PROBLEM TO WORK ON
Leave out the pictures and repeat the data exactly.

GIVEN MATERIAL start

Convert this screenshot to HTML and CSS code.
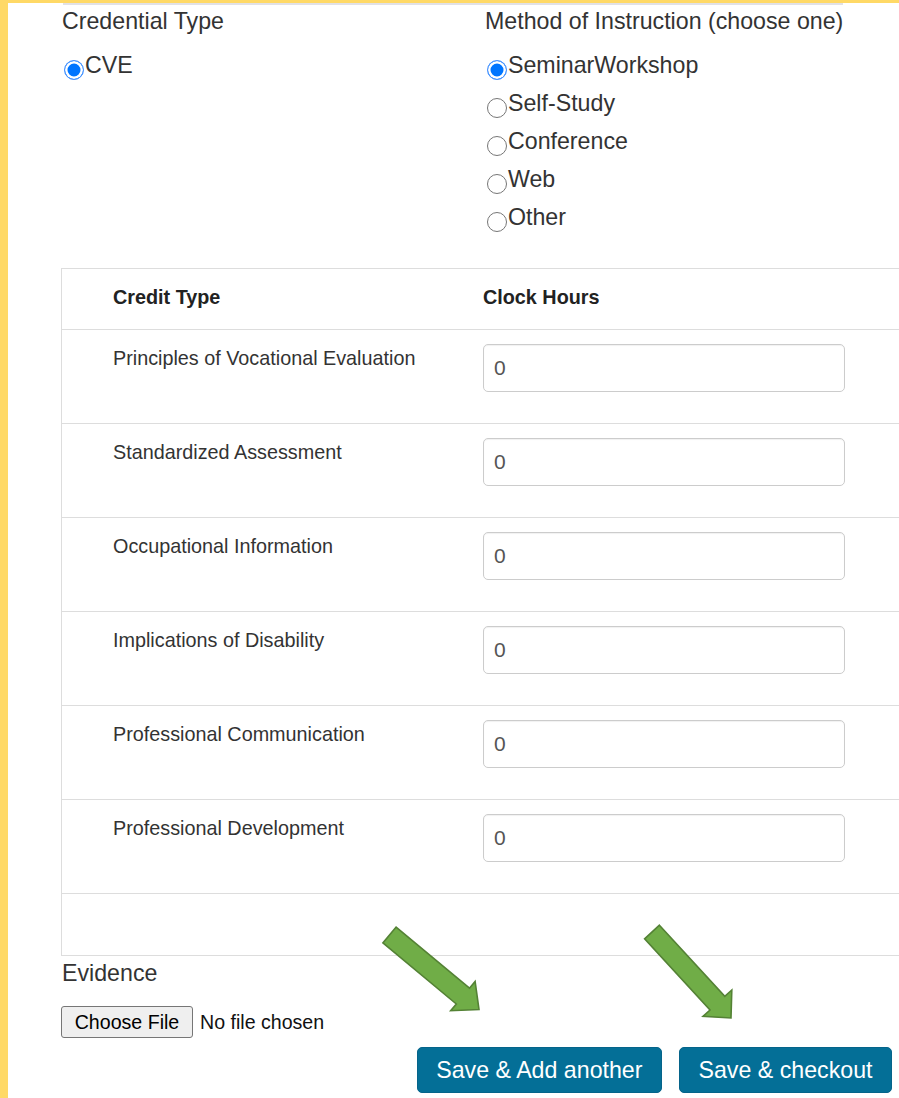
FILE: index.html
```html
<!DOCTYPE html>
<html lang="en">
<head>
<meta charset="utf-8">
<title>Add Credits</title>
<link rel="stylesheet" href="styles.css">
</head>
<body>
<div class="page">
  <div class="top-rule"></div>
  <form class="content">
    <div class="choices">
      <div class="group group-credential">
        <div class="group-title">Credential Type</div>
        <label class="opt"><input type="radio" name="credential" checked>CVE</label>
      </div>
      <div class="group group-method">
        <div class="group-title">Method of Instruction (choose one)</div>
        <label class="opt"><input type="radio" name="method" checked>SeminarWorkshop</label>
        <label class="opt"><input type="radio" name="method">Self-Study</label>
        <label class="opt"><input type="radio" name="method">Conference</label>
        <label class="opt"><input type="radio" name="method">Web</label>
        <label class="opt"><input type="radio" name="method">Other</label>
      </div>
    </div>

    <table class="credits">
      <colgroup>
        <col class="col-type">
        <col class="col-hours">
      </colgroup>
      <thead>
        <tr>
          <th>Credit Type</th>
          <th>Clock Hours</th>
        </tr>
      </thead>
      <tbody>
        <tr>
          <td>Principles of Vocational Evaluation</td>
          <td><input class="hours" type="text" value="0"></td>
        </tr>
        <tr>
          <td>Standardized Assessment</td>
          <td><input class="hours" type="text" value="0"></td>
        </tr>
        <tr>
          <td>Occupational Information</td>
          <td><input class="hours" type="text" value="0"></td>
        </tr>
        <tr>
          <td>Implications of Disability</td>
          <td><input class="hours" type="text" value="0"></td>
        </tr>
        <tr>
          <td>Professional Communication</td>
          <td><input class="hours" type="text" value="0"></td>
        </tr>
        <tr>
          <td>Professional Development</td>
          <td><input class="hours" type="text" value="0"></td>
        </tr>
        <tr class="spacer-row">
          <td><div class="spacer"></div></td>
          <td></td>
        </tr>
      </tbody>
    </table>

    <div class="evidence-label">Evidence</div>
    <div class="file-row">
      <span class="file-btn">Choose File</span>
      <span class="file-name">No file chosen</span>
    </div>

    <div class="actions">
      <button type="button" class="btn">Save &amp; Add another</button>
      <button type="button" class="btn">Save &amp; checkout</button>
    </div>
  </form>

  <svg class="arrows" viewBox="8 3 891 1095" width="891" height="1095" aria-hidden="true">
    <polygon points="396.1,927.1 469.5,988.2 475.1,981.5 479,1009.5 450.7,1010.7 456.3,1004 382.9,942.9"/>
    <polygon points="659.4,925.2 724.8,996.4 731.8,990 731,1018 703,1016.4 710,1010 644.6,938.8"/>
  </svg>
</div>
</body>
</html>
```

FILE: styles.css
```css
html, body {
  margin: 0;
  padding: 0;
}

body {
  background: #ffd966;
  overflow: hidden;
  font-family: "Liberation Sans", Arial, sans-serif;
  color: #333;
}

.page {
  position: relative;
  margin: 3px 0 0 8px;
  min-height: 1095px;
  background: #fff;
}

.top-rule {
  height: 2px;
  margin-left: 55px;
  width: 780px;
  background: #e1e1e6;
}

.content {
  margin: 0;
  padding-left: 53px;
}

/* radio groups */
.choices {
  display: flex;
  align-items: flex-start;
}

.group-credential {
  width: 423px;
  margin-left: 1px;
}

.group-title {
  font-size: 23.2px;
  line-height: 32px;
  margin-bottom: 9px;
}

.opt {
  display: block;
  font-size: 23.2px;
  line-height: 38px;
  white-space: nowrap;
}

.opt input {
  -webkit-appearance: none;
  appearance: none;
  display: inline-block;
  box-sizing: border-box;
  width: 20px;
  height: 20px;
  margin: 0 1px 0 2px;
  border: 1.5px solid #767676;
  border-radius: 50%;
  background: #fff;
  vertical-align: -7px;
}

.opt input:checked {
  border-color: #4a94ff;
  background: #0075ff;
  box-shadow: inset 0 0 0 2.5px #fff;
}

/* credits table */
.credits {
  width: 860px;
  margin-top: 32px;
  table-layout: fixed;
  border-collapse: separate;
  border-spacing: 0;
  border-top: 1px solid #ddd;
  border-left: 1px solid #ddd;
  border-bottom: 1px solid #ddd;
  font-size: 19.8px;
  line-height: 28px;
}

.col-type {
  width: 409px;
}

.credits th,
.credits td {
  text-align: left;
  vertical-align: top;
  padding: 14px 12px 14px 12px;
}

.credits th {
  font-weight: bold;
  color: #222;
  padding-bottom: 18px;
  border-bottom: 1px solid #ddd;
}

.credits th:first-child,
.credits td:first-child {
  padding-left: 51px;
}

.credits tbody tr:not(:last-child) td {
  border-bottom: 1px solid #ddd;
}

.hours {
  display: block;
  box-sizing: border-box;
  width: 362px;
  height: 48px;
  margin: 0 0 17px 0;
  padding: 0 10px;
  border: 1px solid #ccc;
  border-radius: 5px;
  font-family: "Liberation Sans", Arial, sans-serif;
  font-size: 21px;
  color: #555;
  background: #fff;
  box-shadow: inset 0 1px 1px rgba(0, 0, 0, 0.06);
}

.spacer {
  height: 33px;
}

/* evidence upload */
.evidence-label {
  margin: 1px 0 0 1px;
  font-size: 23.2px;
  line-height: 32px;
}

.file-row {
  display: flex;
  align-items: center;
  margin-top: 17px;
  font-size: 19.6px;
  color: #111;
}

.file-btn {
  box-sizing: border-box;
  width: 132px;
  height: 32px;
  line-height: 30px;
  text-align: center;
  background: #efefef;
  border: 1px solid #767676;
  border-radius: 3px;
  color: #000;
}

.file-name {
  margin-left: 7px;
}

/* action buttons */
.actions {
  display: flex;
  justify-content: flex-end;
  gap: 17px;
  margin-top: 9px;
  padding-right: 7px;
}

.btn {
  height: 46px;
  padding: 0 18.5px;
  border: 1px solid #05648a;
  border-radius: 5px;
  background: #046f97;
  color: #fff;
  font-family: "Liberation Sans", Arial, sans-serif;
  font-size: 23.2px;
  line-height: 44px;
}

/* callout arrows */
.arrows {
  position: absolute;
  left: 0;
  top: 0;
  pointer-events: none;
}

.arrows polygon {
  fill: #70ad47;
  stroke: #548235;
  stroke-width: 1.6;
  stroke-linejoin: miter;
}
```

GIVEN MATERIAL end

CORRECT ANSWER
Convert this screenshot to HTML and CSS code.
FILE: index.html
```html
<!DOCTYPE html>
<html lang="en">
<head>
<meta charset="utf-8">
<title>Add Credits</title>
<link rel="stylesheet" href="styles.css">
</head>
<body>
<div class="page">
  <div class="top-rule"></div>
  <form class="content">
    <div class="choices">
      <div class="group group-credential">
        <div class="group-title">Credential Type</div>
        <label class="opt"><input type="radio" name="credential" checked>CVE</label>
      </div>
      <div class="group group-method">
        <div class="group-title">Method of Instruction (choose one)</div>
        <label class="opt"><input type="radio" name="method" checked>SeminarWorkshop</label>
        <label class="opt"><input type="radio" name="method">Self-Study</label>
        <label class="opt"><input type="radio" name="method">Conference</label>
        <label class="opt"><input type="radio" name="method">Web</label>
        <label class="opt"><input type="radio" name="method">Other</label>
      </div>
    </div>

    <table class="credits">
      <colgroup>
        <col class="col-type">
        <col class="col-hours">
      </colgroup>
      <thead>
        <tr>
          <th>Credit Type</th>
          <th>Clock Hours</th>
        </tr>
      </thead>
      <tbody>
        <tr>
          <td>Principles of Vocational Evaluation</td>
          <td><input class="hours" type="text" value="0"></td>
        </tr>
        <tr>
          <td>Standardized Assessment</td>
          <td><input class="hours" type="text" value="0"></td>
        </tr>
        <tr>
          <td>Occupational Information</td>
          <td><input class="hours" type="text" value="0"></td>
        </tr>
        <tr>
          <td>Implications of Disability</td>
          <td><input class="hours" type="text" value="0"></td>
        </tr>
        <tr>
          <td>Professional Communication</td>
          <td><input class="hours" type="text" value="0"></td>
        </tr>
        <tr>
          <td>Professional Development</td>
          <td><input class="hours" type="text" value="0"></td>
        </tr>
        <tr class="spacer-row">
          <td><div class="spacer"></div></td>
          <td></td>
        </tr>
      </tbody>
    </table>

    <div class="evidence-label">Evidence</div>
    <div class="file-row">
      <span class="file-btn">Choose File</span>
      <span class="file-name">No file chosen</span>
    </div>

    <div class="actions">
      <button type="button" class="btn">Save &amp; Add another</button>
      <button type="button" class="btn">Save &amp; checkout</button>
    </div>
  </form>

  <svg class="arrows" viewBox="8 3 891 1095" width="891" height="1095" aria-hidden="true">
    <polygon points="396.1,927.1 469.5,988.2 475.1,981.5 479,1009.5 450.7,1010.7 456.3,1004 382.9,942.9"/>
    <polygon points="659.4,925.2 724.8,996.4 731.8,990 731,1018 703,1016.4 710,1010 644.6,938.8"/>
  </svg>
</div>
</body>
</html>
```

FILE: styles.css
```css
html, body {
  margin: 0;
  padding: 0;
}

body {
  background: #ffd966;
  overflow: hidden;
  font-family: "Liberation Sans", Arial, sans-serif;
  color: #333;
}

.page {
  position: relative;
  margin: 3px 0 0 8px;
  min-height: 1095px;
  background: #fff;
}

.top-rule {
  height: 2px;
  margin-left: 55px;
  width: 780px;
  background: #e1e1e6;
}

.content {
  margin: 0;
  padding-left: 53px;
}

/* radio groups */
.choices {
  display: flex;
  align-items: flex-start;
}

.group-credential {
  width: 423px;
  margin-left: 1px;
}

.group-title {
  font-size: 23.2px;
  line-height: 32px;
  margin-bottom: 9px;
}

.opt {
  display: block;
  font-size: 23.2px;
  line-height: 38px;
  white-space: nowrap;
}

.opt input {
  -webkit-appearance: none;
  appearance: none;
  display: inline-block;
  box-sizing: border-box;
  width: 20px;
  height: 20px;
  margin: 0 1px 0 2px;
  border: 1.5px solid #767676;
  border-radius: 50%;
  background: #fff;
  vertical-align: -7px;
}

.opt input:checked {
  border-color: #4a94ff;
  background: #0075ff;
  box-shadow: inset 0 0 0 2.5px #fff;
}

/* credits table */
.credits {
  width: 860px;
  margin-top: 32px;
  table-layout: fixed;
  border-collapse: separate;
  border-spacing: 0;
  border-top: 1px solid #ddd;
  border-left: 1px solid #ddd;
  border-bottom: 1px solid #ddd;
  font-size: 19.8px;
  line-height: 28px;
}

.col-type {
  width: 409px;
}

.credits th,
.credits td {
  text-align: left;
  vertical-align: top;
  padding: 14px 12px 14px 12px;
}

.credits th {
  font-weight: bold;
  color: #222;
  padding-bottom: 18px;
  border-bottom: 1px solid #ddd;
}

.credits th:first-child,
.credits td:first-child {
  padding-left: 51px;
}

.credits tbody tr:not(:last-child) td {
  border-bottom: 1px solid #ddd;
}

.hours {
  display: block;
  box-sizing: border-box;
  width: 362px;
  height: 48px;
  margin: 0 0 17px 0;
  padding: 0 10px;
  border: 1px solid #ccc;
  border-radius: 5px;
  font-family: "Liberation Sans", Arial, sans-serif;
  font-size: 21px;
  color: #555;
  background: #fff;
  box-shadow: inset 0 1px 1px rgba(0, 0, 0, 0.06);
}

.spacer {
  height: 33px;
}

/* evidence upload */
.evidence-label {
  margin: 1px 0 0 1px;
  font-size: 23.2px;
  line-height: 32px;
}

.file-row {
  display: flex;
  align-items: center;
  margin-top: 17px;
  font-size: 19.6px;
  color: #111;
}

.file-btn {
  box-sizing: border-box;
  width: 132px;
  height: 32px;
  line-height: 30px;
  text-align: center;
  background: #efefef;
  border: 1px solid #767676;
  border-radius: 3px;
  color: #000;
}

.file-name {
  margin-left: 7px;
}

/* action buttons */
.actions {
  display: flex;
  justify-content: flex-end;
  gap: 17px;
  margin-top: 9px;
  padding-right: 7px;
}

.btn {
  height: 46px;
  padding: 0 18.5px;
  border: 1px solid #05648a;
  border-radius: 5px;
  background: #046f97;
  color: #fff;
  font-family: "Liberation Sans", Arial, sans-serif;
  font-size: 23.2px;
  line-height: 44px;
}

/* callout arrows */
.arrows {
  position: absolute;
  left: 0;
  top: 0;
  pointer-events: none;
}

.arrows polygon {
  fill: #70ad47;
  stroke: #548235;
  stroke-width: 1.6;
  stroke-linejoin: miter;
}
```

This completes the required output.